Bryte smart bed adjusts throughout the night to help users stay asleep
Tech startup Bryte has designed a robotic bed that can automatically adjust the temperature, customise support for different parts of the body and even rock a person to sleep.
The Bryte Bed is said to be the world's first to sense the body's weight distribution and temperature and adjust its settings throughout the night in response.
It is designed to create the small changes that might make a critical difference to whether a person falls asleep and stays asleep on any given night.
In terms of temperature, Bryte's lead sleep science advisor, Matt Walker, points to research that shows that dropping a person's core body-temperature by one to two degrees celsius during the first two cycles of sleep can increase their deep sleep by up to 40 per cent.
With the Bryte Bed, it's possible that sleepers won't ever wake up with the need to grab an extra blanket or kick off their socks.
The bed controls their temperature through a thermoelectric cooling and heating system and adjusts support via up to 100 "active coils", arranged in eight zones for one person or 16 for two. Changes are said to happen noiselessly and subtly through pneumatics.
Most of these changes are automatic — the bed contains sensors that pick up on the current state of the body and environment. The data is processed by the bed's central processing unit and its companion intelligent sleep platform, AIDEN, sends instructions to the coils.
Users are also able to set manual preferences, starting with filling out a sleep assessment designed by Walker.
"Every person sleeps differently, and every person's sleep is different night after night," said Bryte co-founder and CEO John Tompane. "The idea that a static mattress would work for every person, every night, is unreasonable."
Another benefit of the bed is that users can customise the level of support, specifying more for their shoulders but less for their hips, for instance.
There is even an option to be lulled to sleep by activating a subtle wave motion in the coils.
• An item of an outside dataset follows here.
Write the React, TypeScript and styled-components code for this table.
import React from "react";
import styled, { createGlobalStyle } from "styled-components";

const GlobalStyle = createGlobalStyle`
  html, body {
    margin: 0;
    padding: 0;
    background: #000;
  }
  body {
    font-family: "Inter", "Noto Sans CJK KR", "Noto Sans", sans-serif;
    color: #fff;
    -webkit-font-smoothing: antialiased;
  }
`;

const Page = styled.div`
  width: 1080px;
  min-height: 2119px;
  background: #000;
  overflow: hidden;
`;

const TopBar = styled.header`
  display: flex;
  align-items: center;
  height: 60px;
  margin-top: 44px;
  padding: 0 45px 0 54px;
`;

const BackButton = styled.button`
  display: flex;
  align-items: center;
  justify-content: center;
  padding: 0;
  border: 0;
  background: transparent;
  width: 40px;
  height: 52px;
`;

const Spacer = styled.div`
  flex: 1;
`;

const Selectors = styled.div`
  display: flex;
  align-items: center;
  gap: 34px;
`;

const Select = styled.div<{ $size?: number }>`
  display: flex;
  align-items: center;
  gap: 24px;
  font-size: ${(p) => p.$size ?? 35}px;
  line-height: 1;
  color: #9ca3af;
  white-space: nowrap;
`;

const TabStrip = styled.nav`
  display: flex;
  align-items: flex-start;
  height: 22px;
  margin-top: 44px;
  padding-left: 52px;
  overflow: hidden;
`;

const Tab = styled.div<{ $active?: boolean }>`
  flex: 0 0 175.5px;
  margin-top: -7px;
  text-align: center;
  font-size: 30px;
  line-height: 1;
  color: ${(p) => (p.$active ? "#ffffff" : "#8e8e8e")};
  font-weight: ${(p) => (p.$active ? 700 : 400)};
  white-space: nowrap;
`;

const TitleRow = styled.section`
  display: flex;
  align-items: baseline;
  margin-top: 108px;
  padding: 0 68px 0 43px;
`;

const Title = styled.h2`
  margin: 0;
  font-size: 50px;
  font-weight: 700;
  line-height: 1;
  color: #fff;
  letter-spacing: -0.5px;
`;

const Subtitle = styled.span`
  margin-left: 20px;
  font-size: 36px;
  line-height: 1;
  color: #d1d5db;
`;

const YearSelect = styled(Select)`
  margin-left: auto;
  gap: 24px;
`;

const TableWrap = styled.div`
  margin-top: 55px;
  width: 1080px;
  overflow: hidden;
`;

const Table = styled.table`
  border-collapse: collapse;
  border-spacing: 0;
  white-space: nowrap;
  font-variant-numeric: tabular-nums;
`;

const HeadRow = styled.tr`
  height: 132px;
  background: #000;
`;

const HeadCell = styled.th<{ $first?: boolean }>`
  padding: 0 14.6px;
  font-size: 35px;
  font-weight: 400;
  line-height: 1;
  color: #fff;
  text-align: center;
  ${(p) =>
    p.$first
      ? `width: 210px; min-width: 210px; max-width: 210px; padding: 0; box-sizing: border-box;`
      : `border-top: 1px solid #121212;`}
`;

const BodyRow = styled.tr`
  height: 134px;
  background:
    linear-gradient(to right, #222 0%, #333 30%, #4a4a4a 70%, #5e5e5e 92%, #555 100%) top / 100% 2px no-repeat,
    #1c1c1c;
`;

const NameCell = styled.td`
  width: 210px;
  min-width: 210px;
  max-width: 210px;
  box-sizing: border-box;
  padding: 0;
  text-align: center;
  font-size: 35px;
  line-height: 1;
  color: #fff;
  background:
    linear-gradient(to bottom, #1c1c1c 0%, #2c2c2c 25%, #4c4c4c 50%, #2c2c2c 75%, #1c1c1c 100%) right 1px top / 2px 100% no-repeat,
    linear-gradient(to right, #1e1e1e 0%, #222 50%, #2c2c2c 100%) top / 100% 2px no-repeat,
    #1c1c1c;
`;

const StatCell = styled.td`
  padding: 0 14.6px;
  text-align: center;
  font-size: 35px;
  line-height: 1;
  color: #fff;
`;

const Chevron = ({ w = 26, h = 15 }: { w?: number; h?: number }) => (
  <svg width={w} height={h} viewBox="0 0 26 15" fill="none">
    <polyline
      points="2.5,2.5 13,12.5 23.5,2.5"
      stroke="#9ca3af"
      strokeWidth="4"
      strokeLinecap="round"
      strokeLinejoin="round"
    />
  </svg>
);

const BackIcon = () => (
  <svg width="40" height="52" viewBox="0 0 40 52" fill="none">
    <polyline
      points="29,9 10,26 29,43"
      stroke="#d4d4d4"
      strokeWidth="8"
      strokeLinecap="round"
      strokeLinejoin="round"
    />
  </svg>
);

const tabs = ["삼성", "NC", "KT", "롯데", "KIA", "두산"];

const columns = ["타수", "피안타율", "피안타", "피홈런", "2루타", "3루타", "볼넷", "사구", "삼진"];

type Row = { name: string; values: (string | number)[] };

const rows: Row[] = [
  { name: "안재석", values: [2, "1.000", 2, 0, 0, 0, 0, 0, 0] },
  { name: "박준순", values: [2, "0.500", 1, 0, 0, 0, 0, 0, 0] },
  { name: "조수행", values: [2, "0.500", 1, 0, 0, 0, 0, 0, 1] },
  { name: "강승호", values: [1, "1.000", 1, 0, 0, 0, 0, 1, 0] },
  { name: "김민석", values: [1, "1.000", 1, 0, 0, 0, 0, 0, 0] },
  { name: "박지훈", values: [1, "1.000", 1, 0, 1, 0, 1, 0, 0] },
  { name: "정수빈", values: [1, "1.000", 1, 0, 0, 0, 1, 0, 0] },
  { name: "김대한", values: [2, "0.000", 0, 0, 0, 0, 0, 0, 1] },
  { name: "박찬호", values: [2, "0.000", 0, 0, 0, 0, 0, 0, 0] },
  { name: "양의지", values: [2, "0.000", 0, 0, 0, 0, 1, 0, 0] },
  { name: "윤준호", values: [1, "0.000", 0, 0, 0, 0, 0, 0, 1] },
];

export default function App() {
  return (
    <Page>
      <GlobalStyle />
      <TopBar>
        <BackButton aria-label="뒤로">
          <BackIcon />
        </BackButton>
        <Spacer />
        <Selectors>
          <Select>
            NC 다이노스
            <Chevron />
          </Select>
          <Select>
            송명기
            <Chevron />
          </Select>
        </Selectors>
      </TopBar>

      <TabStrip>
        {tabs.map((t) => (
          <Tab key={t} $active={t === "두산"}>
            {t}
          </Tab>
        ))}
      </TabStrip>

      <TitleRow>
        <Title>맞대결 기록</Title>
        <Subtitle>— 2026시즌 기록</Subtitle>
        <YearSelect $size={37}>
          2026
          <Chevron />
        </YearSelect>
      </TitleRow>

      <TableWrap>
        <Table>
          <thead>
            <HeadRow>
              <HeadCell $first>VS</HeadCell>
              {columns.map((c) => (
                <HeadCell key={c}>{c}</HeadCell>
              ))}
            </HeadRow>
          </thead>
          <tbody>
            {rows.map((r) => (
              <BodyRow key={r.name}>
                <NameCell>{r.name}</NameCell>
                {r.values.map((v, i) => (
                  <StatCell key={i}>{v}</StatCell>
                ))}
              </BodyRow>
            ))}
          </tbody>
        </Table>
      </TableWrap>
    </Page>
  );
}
Users can connect the Bryte Bed to other products for a connected home, such as Hue lighting and the Nest thermostat, to programme an integrated bedtime or morning routine, involving steps such as dimming or raising the lights.
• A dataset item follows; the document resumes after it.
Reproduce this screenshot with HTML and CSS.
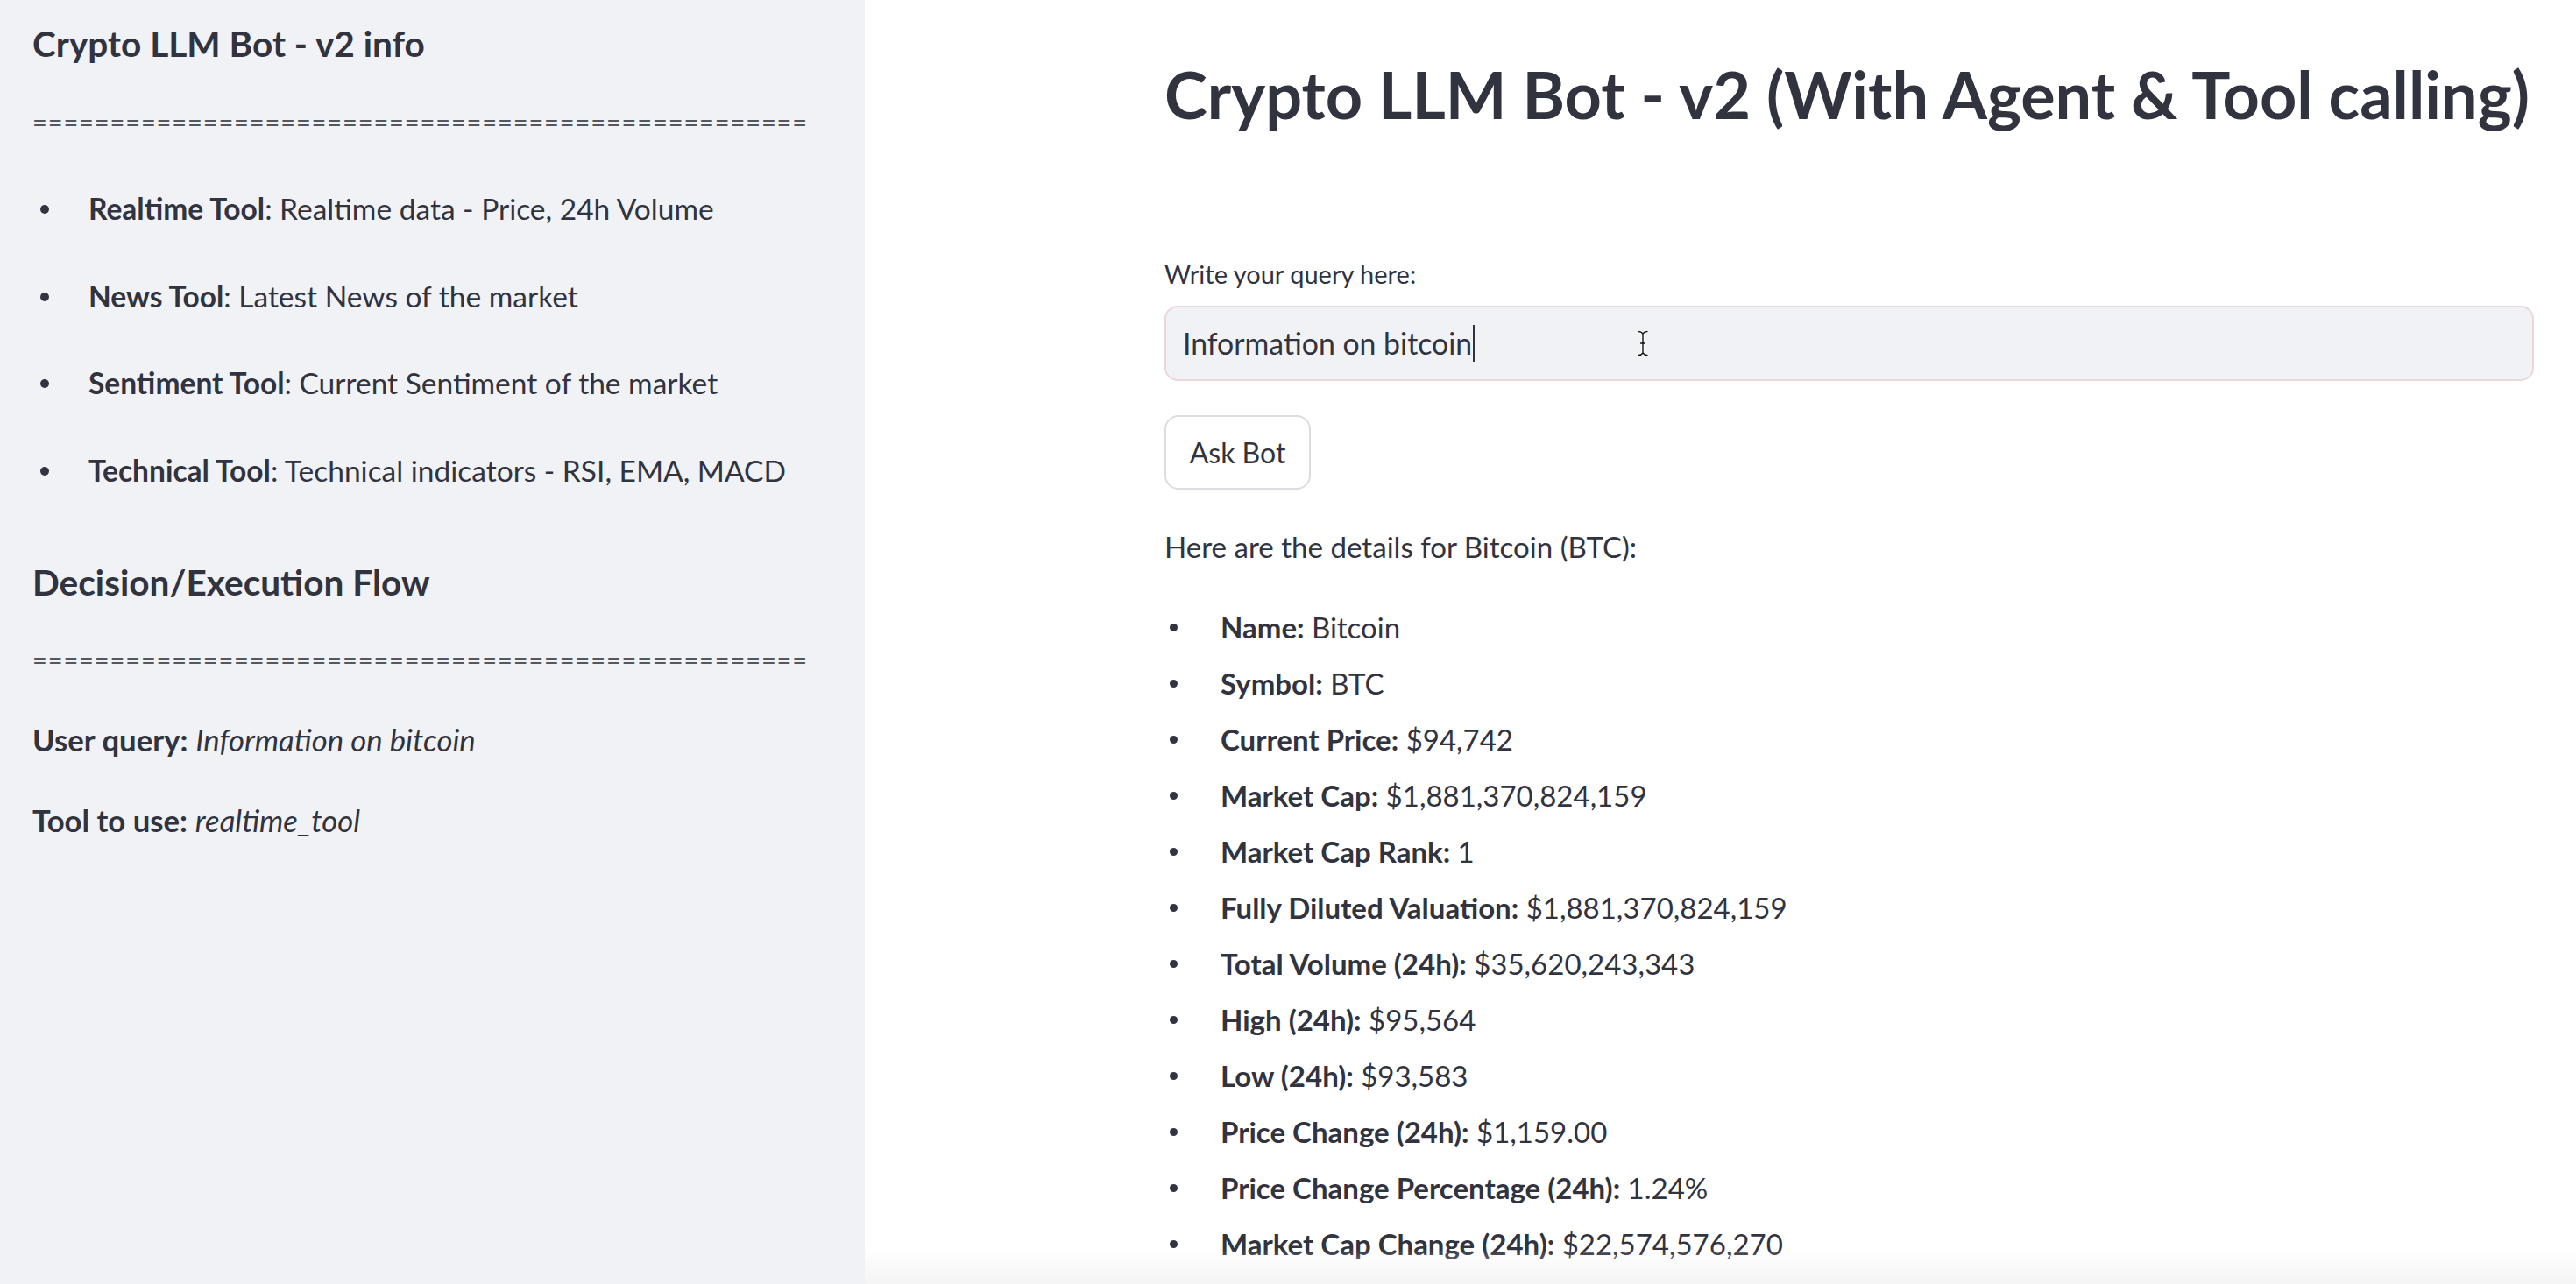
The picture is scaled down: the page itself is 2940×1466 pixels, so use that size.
FILE: index.html
```html
<!DOCTYPE html>
<html lang="en">
<head>
<meta charset="utf-8">
<title>Crypto LLM Bot - v2</title>
<link rel="stylesheet" href="styles.css">
</head>
<body>
<div class="app">
  <aside class="sidebar">
    <h3 class="side-title">Crypto LLM Bot - v2 info</h3>
    <div class="rule">==================================================</div>
    <ul class="side-list">
      <li><b>Realtime Tool</b>: Realtime data - Price, 24h Volume</li>
      <li><b>News Tool</b>: Latest News of the market</li>
      <li><b>Sentiment Tool</b>: Current Sentiment of the market</li>
      <li><b>Technical Tool</b>: Technical indicators - RSI, EMA, MACD</li>
    </ul>
    <h3 class="side-title flow">Decision/Execution Flow</h3>
    <div class="rule rule2">==================================================</div>
    <p class="side-p first"><b>User query:</b> <i>Information on bitcoin</i></p>
    <p class="side-p"><b>Tool to use:</b> <i>realtime_tool</i></p>
  </aside>
  <main class="main">
    <h1 class="title">Crypto LLM Bot - v2 (With Agent &amp; Tool calling)</h1>
    <label class="label">Write your query here:</label>
    <div class="input">
      <span class="input-text">Information on bitcoin</span><span class="caret"></span>
      <svg class="ibeam" width="14" height="30" viewBox="0 0 14 30">
        <path d="M2 1.5 C5 1.5 6 2.5 7 4 C8 2.5 9 1.5 12 1.5 M7 4 V26 M2 28.5 C5 28.5 6 27.5 7 26 C8 27.5 9 28.5 12 28.5 M4.5 15 H9.5" fill="none" stroke="#fff" stroke-width="3.2" stroke-linecap="round"/>
        <path d="M2 1.5 C5 1.5 6 2.5 7 4 C8 2.5 9 1.5 12 1.5 M7 4 V26 M2 28.5 C5 28.5 6 27.5 7 26 C8 27.5 9 28.5 12 28.5 M4.5 15 H9.5" fill="none" stroke="#111" stroke-width="1.4" stroke-linecap="round"/>
      </svg>
    </div>
    <button class="btn">Ask Bot</button>
    <p class="intro">Here are the details for Bitcoin (BTC):</p>
    <ul class="details">
      <li><b>Name:</b> Bitcoin</li>
      <li><b>Symbol:</b> BTC</li>
      <li><b>Current Price:</b> $94,742</li>
      <li><b>Market Cap:</b> $1,881,370,824,159</li>
      <li><b>Market Cap Rank:</b> 1</li>
      <li><b>Fully Diluted Valuation:</b> $1,881,370,824,159</li>
      <li><b>Total Volume (24h):</b> $35,620,243,343</li>
      <li><b>High (24h):</b> $95,564</li>
      <li><b>Low (24h):</b> $93,583</li>
      <li><b>Price Change (24h):</b> $1,159.00</li>
      <li><b>Price Change Percentage (24h):</b> 1.24%</li>
      <li><b>Market Cap Change (24h):</b> $22,574,576,270</li>
    </ul>
    <div class="fade"></div>
  </main>
</div>
</body>
</html>
```

FILE: styles.css
```css
html, body {
  margin: 0;
  padding: 0;
  height: 100%;
  overflow: hidden;
}
body {
  font-family: Lato, "Open Sans", sans-serif;
  color: #31333f;
  background: #ffffff;
}
.app {
  display: flex;
  height: 1466px;
}
.sidebar {
  width: 950px;
  flex: 0 0 950px;
  padding: 25px 0 0 37px;
  background: #f0f2f6;
}
.side-title {
  margin: 0;
  font-size: 40.6px;
  line-height: 50px;
  font-weight: 700;
}
.side-title.flow {
  margin-top: 78px;
}
.rule {
  margin-top: 44px;
  height: 40px;
  line-height: 40px;
  font-size: 29px;
  color: #55575f;
  white-space: nowrap;
  overflow: hidden;
  width: 884px;
  letter-spacing: 0.88px;
}
.rule2 {
  margin-top: 43px;
}
.side-list {
  list-style: none;
  margin: 54px 0 0 0;
  padding: 0;
}
.side-list li {
  position: relative;
  padding-left: 64px;
  font-size: 33.5px;
  line-height: 50px;
  height: 50px;
  margin-bottom: 49.5px;
  white-space: nowrap;
}
.side-list li:last-child {
  margin-bottom: 0;
}
.side-list li::before {
  content: "";
  position: absolute;
  left: 9px;
  top: 21px;
  width: 10px;
  height: 10px;
  border-radius: 50%;
  background: #31333f;
}
.side-p {
  margin: 42px 0 0 0;
  font-size: 34.7px;
  line-height: 50px;
  white-space: nowrap;
}
.side-p.first {
  margin-top: 47px;
}
.main {
  position: relative;
  flex: 1;
  padding: 64px 48px 0 342px;
  background: #ffffff;
}
.title {
  margin: 0;
  font-size: 73.8px;
  line-height: 88px;
  font-weight: 700;
  white-space: nowrap;
}
.label {
  display: block;
  margin-top: 141px;
  font-size: 29px;
  line-height: 40px;
}
.input {
  position: relative;
  box-sizing: border-box;
  margin-top: 16px;
  height: 86px;
  display: flex;
  align-items: center;
  padding-left: 19px;
  background: #f0f2f6;
  border: 2px solid #ecd6da;
  border-radius: 15px;
  font-size: 33.8px;
}
.caret {
  display: inline-block;
  width: 2px;
  height: 42px;
  background: #31333f;
  margin-left: 1px;
}
.ibeam {
  position: absolute;
  left: 537px;
  top: 26px;
}
.btn {
  display: block;
  box-sizing: border-box;
  margin-top: 39px;
  width: 167px;
  height: 85px;
  background: #ffffff;
  border: 2px solid #dcdde0;
  border-radius: 16px;
  font-family: Lato, "Open Sans", sans-serif;
  font-size: 32px;
  color: #31333f;
  padding: 0;
}
.intro {
  margin: 41px 0 0 0;
  font-size: 33.1px;
  line-height: 48px;
}
.details {
  list-style: none;
  margin: 36px 0 0 0;
  padding: 0;
}
.details li {
  position: relative;
  padding-left: 64px;
  font-size: 33px;
  line-height: 64px;
  height: 64px;
  white-space: nowrap;
}
.details li::before {
  content: "";
  position: absolute;
  left: 6px;
  top: 28px;
  width: 9px;
  height: 9px;
  border-radius: 50%;
  background: #31333f;
}
.fade {
  position: absolute;
  left: 0;
  right: 0;
  bottom: 0;
  height: 40px;
  background: linear-gradient(to bottom, rgba(240,240,242,0), rgba(240,240,242,0.7));
}
```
Bryte plans to collect the anonymised data of its users and analyse it for future product developments and software updates.
The Bryte Bed comes in queen, king and California king sizes, and can be used with existing bed frames or stand alone with its own base.
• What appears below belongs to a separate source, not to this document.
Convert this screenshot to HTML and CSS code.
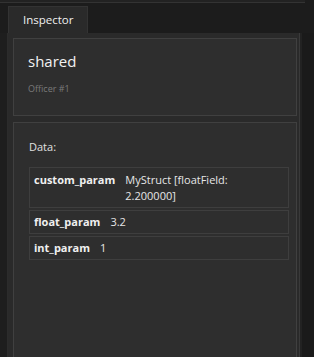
FILE: index.html
```html
<!DOCTYPE html>
<html>
<head>
<meta charset="utf-8">
<link rel="stylesheet" href="styles.css">
</head>
<body>
<div class="top-strip"></div>
<div class="tab-bar">
  <div class="tab">Inspector</div>
</div>
<div class="main">
  <div class="gutter-left"></div>
  <div class="panel">
    <div class="card header-card">
      <div class="title">shared</div>
      <div class="subtitle">Officer #1</div>
    </div>
    <div class="card data-card">
      <div class="data-label">Data:</div>
      <div class="rows">
        <div class="row"><span class="key">custom_param</span><span class="val">MyStruct [floatField: 2.200000]</span></div>
        <div class="row"><span class="key">float_param</span><span class="val">3.2</span></div>
        <div class="row"><span class="key">int_param</span><span class="val">1</span></div>
      </div>
    </div>
  </div>
  <div class="gutter-right"></div>
</div>
</body>
</html>
```
FILE: styles.css
```css
html, body {
  margin: 0;
  padding: 0;
  height: 100%;
  overflow: hidden;
}
body {
  background: #1c1c1c;
  font-family: "Open Sans", "Noto Sans", sans-serif;
  color: #e6e6e6;
  display: flex;
  flex-direction: column;
}
.top-strip {
  height: 2px;
  margin-right: 9px;
  border-bottom: 1px solid #333333;
  background: #222222;
}
.tab-bar {
  height: 30px;
  display: flex;
  align-items: flex-end;
  padding-left: 8px;
  background: #1c1c1c;
}
.tab {
  width: 80px;
  height: 27px;
  box-sizing: border-box;
  background: #2a2a2a;
  border: 1px solid #333333;
  border-bottom: none;
  font-size: 11.5px;
  line-height: 26px;
  padding-left: 14px;
  color: #f0f0f0;
}
.main {
  flex: 1;
  display: flex;
  min-height: 0;
}
.gutter-left {
  width: 8px;
  background: #1e1e1e;
  border-right: 1px solid #2c2c2c;
  box-sizing: border-box;
}
.panel {
  flex: 1;
  background: #2a2a2a;
  padding: 5px 2px 0 5px;
  display: flex;
  flex-direction: column;
  gap: 6px;
  border-right: 1px solid #3a3a3a;
}
.card {
  background: #2e2e2e;
  border: 1px solid #404040;
}
.header-card {
  height: 78px;
  box-sizing: border-box;
  padding: 11px 14px 10px;
}
.title {
  font-size: 15px;
  line-height: 22px;
  color: #f2f2f2;
}
.subtitle {
  font-size: 9px;
  margin-top: 10px;
  color: #7a7a7a;
}
.data-card {
  flex: 1;
  padding: 16px 7px 0 15px;
  border-bottom: none;
}
.data-label {
  font-size: 11px;
  line-height: 16px;
  color: #e0e0e0;
  margin-bottom: 12px;
}
.rows {
  display: flex;
  flex-direction: column;
  gap: 2px;
}
.row {
  display: flex;
  border: 1px solid #3e3e3e;
  padding: 3px 4px 3px 4px;
  font-size: 11px;
  line-height: 16px;
}
.row:first-child {
  padding-top: 4px;
  padding-bottom: 3px;
}
.key {
  font-weight: 700;
  color: #f0f0f0;
  margin-right: 10px;
  white-space: nowrap;
}
.val {
  color: #e6e6e6;
  width: 150px;
}
.gutter-right {
  width: 12px;
  background: #1a1a1a;
  border-left: 2px solid #222;
}
```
It is designed to look like a conventional bed, with no visible gadgetry. Sleepers lie on latex-free luxury hybrid foam with a "natural top-feel" and a Tencel topper.
"It was crucial for us that the Bryte Bed look and feel like a beautiful inviting bed," Tompane told Dezeen. "All of the technology and features needed to be hidden."
Tompane is an entrepreneur who founded Bryte in 2015 with Ely Tsern and Jonny Farringdon. He was inspired by a conversation with a friend, whose wife went through a number of mattresses in search of something that would help her sleep following a horseback-riding accident.
Designs to aid sleep have emerged as a major product category in the smart home market. Nokia makes an under-mattress Sleep tracker while the Yves Behar-designed Rythm headband combines tracking with soothing sound. Car-maker Ford has also experimented with the smart bed, producing a prototype that keeps people on their side of the mattress.
The light from smartphones is often blamed as a contributing factor to the rise in sleep complaints, with designer Lena Saleh creating a set of objects for people to look at instead for her Central Saint Martins graduate project.